India Prime Minister Modi Called Out for Building New, Billion-Dollar Residence Despite Deadly COVID Shortages

With India running out of essential supplies to treat millions of current COVID-19 cases, the main opposition leader called out Prime Minister Narendra Modi for continuing to invest in a $1.7 billion government complex and private palace, which is still being constructed by thousands of laborers in central New Delhi as the pandemic rages around them.

On Tuesday, opposition leader Priyanka Gandhi, the daughter of Rajiv and Sonia Gandhi, claimed in a Twitter post that crucial funds are being “diverted for the construction of a new house for the prime minister.”

“When the people of the country are struggling with shortage of oxygen, vaccines, hospital beds, medicines, then it would be better if the government put all the resources in the work of saving the lives of the people, instead of constructing a new house of 13,000 crores,” she said.

The massive spread is called the Central Vista Revamp project—scheduled to be completed in December 2022—and work is continuing despite calls for a national lockdown as the coronavirus crisis worsens.

Modi hopes the palatial enclave in downtown Delhi will be a lasting testament his administration. The campus, which is the size of 50 football fields, will include a new parliament, 10 buildings dedicated to government offices and conference space, 10 buildings for the prime minister’s private residence, and a further 29 buildings for the vice president’s special digs, according to the Indian Express. The complex also includes nine sewage treatment centers and the removal and transplantation of several thousand trees.

Earlier this week, Modi deemed the construction on the site in the heart of New Delhi as an essential service so the nearly 6,000 workers can skirt lockdown rules, despite a 30 percent test-positivity rate in the congested city.

In 2021, Modi renamed the largest stadium in the world after himself after allocating more than $110 million, to build what is supposed to be the premier cricket stadium in the world.

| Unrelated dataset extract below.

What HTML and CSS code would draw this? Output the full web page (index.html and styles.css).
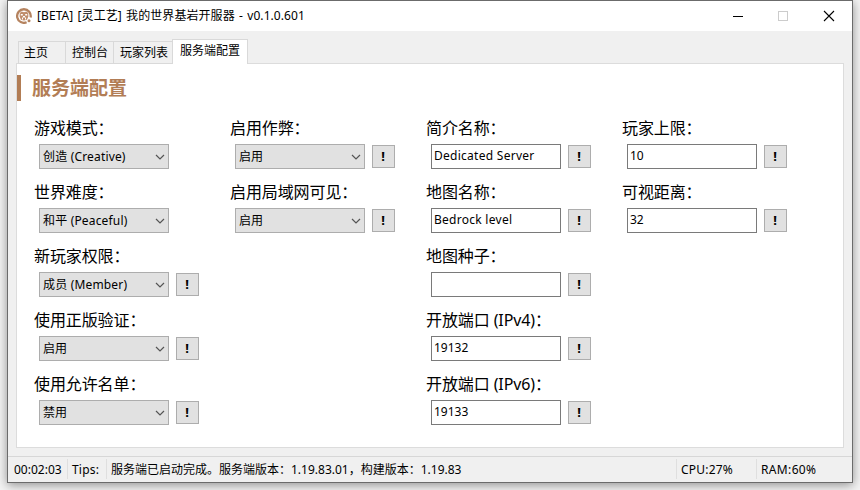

On Tuesday, the Indian Premier League finally suspended its cricket season indefinitely after several players contracted the virus despite attempting to adhere to bio-secure bubbles. The annual tournament features the best players from all over the planet, including stars from England, South Africa, the Caribbean, and Australia, whose government has banned citizens from returning home. It is unclear how the stranded sports stars will find passage out of India. Australian players face heavy fines if they return to Australia, which has closed the country to anyone coming from India until at least May 15.

Many countries have banned all flights from India, which has experienced the worst global example of a collapsed health system seen anywhere since the pandemic began in March 2020. The world’s largest democracy has continued to log between 350,000 and 400,000 new infections daily for the last two weeks. Shortages of hospital beds, supplies, oxygen, and firewood for cremations has added to the nightmare scenario and directly contributed to thousands of deaths.

A group of scientific experts told Reuters they had warned the government of an emerging new variant back in March, but Modi’s government ignored it, choosing instead to claim victory over the virus. “Policy has to be based on evidence and not the other way around,” Shahid Jameel, chair of the scientific advisory group of INSACOG, told Reuters. “I am worried that science was not taken into account to drive policy. But I know where my jurisdiction stops. As scientists we provide the evidence, policy making is the job of the government.”

Modi has been criticized for pushing ahead with regional elections and huge campaign rallies, which he held just last month. The religious festival Kumbh Mela was also allowed to go ahead, with millions of Hindu worshipers gathering for a holy dip in the Ganges River.